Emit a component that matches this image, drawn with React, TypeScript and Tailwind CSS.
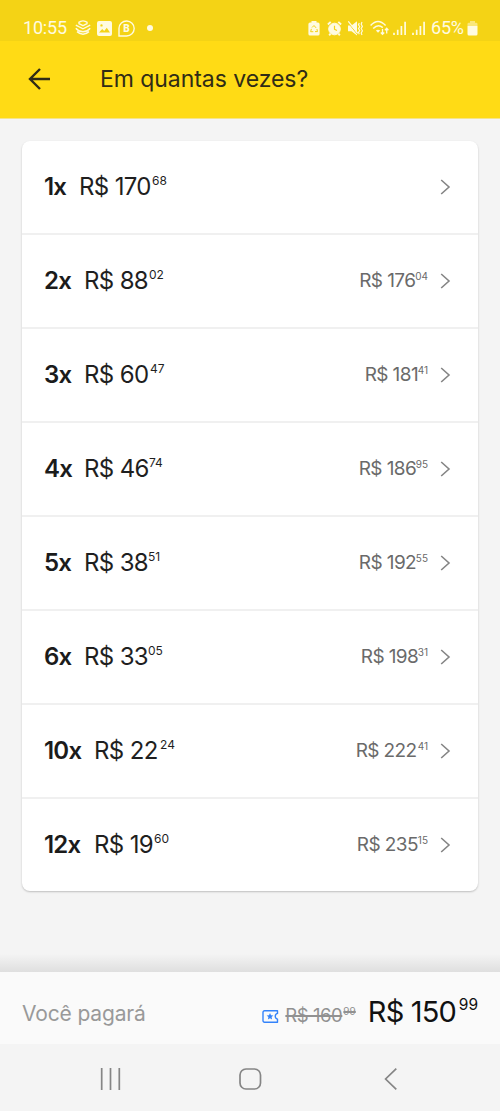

---

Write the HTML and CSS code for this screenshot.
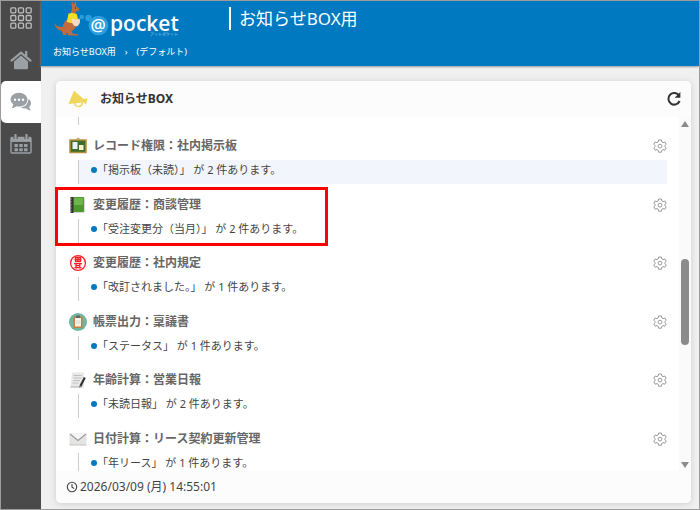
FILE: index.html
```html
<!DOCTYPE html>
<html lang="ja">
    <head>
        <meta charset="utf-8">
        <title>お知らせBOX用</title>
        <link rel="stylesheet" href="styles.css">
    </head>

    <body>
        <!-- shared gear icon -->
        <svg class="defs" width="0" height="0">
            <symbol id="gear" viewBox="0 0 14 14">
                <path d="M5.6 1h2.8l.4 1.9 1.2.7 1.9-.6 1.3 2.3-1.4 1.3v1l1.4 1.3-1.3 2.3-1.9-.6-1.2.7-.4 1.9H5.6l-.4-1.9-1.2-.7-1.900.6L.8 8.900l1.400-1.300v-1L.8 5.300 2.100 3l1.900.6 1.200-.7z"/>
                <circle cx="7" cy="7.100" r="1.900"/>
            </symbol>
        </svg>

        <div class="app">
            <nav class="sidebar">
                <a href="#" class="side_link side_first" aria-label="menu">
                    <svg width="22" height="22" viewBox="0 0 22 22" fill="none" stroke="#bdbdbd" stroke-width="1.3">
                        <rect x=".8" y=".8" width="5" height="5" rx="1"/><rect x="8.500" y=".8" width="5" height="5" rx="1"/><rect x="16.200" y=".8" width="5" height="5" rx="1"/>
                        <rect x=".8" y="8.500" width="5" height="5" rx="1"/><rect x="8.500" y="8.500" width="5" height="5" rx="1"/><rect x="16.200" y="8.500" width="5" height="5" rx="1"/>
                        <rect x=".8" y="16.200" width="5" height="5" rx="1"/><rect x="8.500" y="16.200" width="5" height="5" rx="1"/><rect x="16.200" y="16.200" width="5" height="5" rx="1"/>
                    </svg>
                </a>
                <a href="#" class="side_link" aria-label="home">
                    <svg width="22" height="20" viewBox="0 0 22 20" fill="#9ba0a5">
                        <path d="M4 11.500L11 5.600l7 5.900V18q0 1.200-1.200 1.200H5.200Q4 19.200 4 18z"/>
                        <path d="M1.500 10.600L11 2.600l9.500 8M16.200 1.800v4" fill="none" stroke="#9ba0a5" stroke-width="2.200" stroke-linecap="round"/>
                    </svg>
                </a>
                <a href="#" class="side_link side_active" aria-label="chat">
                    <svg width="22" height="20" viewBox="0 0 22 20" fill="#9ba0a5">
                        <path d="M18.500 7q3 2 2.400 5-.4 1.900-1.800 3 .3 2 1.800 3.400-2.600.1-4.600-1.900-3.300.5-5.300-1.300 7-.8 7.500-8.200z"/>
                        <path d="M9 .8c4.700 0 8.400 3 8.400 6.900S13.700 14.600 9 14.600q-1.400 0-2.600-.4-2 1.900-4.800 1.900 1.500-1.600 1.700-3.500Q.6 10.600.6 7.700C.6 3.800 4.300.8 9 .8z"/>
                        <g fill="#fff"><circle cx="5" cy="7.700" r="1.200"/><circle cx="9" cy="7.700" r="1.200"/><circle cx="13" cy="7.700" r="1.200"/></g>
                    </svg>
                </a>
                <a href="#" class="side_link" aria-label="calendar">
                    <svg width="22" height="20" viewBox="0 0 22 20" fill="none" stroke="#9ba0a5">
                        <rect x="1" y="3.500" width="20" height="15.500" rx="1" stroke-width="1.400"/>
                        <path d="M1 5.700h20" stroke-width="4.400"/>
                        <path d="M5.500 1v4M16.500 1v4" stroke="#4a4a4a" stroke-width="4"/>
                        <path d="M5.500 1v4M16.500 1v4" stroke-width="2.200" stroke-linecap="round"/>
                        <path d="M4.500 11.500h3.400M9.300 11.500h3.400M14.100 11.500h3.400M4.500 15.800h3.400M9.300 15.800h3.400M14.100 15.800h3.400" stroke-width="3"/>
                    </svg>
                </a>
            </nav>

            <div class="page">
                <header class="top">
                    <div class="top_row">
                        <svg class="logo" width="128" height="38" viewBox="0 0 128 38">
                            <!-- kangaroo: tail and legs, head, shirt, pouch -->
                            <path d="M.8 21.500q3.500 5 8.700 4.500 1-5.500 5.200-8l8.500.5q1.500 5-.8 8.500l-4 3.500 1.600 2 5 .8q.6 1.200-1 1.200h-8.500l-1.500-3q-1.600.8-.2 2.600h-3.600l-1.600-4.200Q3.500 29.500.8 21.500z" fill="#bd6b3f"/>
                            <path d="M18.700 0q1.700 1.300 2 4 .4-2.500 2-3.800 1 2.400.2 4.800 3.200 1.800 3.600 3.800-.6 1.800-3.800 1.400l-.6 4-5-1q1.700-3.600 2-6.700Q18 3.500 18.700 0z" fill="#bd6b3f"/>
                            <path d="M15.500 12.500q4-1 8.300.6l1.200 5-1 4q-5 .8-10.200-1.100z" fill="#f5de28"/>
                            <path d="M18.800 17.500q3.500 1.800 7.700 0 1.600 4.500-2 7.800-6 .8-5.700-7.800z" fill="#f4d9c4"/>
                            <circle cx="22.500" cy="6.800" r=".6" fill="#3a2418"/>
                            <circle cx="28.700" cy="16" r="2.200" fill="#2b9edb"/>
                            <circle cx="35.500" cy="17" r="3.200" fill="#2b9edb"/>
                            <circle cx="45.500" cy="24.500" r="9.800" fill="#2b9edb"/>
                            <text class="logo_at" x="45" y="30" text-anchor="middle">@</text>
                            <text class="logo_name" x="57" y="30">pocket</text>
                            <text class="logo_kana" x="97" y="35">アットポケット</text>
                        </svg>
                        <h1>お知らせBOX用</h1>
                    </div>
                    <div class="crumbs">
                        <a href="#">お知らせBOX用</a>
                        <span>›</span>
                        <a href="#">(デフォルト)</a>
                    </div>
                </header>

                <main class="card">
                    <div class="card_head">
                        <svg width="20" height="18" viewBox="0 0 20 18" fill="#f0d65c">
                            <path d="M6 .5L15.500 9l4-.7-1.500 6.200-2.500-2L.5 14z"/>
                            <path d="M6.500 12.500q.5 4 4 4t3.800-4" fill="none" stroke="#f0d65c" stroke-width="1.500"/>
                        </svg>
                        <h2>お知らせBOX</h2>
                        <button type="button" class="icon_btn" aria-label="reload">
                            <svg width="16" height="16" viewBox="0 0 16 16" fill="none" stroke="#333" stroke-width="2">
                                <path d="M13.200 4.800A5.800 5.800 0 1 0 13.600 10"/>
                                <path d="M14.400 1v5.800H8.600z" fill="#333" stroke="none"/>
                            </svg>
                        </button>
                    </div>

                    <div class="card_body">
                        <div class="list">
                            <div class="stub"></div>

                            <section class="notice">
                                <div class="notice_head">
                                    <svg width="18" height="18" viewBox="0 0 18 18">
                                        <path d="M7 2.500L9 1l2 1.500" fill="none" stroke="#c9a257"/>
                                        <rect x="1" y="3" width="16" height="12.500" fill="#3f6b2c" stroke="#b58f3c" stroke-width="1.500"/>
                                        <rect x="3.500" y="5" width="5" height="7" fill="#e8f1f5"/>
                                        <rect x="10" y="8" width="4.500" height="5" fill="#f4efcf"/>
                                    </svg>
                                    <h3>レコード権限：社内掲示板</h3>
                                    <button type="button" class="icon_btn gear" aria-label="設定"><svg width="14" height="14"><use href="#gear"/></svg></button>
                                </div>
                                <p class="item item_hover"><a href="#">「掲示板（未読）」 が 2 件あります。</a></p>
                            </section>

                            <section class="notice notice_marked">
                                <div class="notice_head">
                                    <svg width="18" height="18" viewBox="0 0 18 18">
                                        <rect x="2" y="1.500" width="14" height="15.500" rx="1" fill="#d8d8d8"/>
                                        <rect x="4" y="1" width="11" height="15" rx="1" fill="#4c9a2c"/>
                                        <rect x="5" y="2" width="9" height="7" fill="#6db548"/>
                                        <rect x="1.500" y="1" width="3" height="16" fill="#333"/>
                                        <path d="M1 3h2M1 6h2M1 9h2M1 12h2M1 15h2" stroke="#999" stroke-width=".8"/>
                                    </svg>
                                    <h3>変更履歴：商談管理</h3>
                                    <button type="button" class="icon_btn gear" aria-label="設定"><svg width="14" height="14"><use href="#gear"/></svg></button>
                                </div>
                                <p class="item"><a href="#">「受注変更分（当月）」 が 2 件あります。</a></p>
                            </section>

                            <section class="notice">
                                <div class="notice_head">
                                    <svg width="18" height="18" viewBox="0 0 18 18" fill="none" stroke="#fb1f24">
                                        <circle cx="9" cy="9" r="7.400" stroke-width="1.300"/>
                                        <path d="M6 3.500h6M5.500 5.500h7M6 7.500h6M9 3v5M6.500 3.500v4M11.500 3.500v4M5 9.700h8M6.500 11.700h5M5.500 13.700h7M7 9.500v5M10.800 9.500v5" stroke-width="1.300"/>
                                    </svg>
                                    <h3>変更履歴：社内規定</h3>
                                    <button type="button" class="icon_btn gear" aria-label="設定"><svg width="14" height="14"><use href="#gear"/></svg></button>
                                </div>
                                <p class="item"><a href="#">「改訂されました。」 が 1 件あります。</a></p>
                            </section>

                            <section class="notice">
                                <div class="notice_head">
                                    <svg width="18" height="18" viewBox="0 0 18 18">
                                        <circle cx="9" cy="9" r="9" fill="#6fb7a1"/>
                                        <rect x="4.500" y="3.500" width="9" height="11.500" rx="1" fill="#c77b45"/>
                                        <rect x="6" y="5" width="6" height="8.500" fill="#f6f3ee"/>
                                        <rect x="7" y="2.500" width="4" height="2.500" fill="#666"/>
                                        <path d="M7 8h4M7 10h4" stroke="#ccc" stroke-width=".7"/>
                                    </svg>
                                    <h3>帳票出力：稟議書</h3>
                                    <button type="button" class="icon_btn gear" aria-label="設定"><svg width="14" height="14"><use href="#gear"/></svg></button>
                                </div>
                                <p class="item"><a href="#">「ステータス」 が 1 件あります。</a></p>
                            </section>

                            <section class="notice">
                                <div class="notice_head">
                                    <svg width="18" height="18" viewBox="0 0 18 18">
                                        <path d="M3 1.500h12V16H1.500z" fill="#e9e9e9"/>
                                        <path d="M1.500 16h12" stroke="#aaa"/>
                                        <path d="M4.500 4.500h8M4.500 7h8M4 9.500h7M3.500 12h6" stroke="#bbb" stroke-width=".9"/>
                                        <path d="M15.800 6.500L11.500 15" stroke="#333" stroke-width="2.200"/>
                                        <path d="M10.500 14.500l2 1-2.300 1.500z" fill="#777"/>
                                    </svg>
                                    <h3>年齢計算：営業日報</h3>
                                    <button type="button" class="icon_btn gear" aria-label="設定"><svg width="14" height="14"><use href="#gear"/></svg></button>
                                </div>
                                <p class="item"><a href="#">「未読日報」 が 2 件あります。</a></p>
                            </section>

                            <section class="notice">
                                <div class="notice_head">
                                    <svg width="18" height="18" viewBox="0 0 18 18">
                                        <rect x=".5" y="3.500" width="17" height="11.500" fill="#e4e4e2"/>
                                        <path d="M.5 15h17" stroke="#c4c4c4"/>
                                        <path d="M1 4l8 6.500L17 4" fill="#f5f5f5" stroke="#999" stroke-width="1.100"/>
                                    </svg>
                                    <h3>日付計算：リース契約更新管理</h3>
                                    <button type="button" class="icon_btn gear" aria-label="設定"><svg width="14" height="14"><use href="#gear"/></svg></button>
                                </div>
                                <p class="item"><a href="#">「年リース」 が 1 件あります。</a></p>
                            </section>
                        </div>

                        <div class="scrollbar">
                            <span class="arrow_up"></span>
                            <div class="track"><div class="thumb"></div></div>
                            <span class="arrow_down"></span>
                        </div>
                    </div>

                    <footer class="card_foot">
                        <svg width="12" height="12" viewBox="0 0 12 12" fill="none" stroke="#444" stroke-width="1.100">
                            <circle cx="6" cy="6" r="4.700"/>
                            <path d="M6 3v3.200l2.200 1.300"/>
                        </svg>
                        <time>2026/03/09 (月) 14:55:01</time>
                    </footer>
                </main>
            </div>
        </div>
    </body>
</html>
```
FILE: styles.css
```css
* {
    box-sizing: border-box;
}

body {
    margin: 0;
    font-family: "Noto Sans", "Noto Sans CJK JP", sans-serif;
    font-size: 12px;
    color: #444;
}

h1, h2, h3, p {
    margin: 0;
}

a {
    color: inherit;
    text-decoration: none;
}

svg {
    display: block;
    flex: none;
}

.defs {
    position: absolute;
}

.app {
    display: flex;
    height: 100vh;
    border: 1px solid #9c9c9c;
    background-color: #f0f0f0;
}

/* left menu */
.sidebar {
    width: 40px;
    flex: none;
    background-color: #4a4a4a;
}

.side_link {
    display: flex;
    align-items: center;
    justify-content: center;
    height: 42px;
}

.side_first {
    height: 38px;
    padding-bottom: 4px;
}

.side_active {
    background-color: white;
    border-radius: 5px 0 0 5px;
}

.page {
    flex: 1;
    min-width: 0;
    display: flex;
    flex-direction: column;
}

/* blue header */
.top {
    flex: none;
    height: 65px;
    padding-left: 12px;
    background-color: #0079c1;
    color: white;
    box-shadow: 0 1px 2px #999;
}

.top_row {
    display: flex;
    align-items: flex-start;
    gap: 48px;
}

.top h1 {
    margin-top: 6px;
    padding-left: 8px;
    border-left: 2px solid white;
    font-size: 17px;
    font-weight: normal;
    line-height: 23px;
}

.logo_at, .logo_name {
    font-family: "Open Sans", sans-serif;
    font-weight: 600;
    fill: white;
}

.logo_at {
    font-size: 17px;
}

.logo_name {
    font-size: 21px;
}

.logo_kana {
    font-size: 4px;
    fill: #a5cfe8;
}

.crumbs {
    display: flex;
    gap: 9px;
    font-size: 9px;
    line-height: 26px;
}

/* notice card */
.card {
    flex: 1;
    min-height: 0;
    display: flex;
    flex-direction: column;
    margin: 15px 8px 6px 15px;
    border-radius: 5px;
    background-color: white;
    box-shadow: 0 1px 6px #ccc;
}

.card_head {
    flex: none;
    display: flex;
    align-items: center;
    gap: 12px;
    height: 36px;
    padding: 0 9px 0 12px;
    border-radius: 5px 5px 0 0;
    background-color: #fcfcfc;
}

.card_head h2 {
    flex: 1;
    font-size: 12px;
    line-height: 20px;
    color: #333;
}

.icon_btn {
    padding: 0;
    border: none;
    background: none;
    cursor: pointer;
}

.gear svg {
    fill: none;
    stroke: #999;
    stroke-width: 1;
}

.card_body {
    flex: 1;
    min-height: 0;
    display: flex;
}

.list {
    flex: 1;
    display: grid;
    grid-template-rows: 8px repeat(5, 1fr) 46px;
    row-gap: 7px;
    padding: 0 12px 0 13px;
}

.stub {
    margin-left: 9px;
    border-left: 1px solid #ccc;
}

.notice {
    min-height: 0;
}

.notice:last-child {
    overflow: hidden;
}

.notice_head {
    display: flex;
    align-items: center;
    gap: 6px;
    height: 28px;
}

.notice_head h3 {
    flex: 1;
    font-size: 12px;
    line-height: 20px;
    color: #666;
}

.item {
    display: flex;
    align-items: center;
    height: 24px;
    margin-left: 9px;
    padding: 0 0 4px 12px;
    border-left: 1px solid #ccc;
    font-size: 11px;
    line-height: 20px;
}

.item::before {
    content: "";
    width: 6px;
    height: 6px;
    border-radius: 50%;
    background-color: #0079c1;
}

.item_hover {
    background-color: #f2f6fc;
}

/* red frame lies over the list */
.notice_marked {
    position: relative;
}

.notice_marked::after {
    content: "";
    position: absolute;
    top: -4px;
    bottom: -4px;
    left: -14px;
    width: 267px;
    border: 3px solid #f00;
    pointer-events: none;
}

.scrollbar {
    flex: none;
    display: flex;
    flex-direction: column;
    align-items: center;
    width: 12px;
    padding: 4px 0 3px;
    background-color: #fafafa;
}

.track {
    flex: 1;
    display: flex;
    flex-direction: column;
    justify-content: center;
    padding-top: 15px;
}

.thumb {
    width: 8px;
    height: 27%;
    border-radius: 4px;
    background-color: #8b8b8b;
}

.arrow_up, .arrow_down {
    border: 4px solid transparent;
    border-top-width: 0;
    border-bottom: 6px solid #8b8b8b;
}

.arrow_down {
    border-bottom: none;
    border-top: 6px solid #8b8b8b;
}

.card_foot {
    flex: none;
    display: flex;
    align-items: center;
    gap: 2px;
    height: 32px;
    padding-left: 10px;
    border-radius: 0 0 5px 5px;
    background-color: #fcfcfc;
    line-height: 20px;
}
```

WRITTEN TASK: Gather up the lines containing the word "this" from these records and copy them.

RESPONSE BELOW:
Emit a component that matches this image, drawn with React, TypeScript and Tailwind CSS.
Write the HTML and CSS code for this screenshot.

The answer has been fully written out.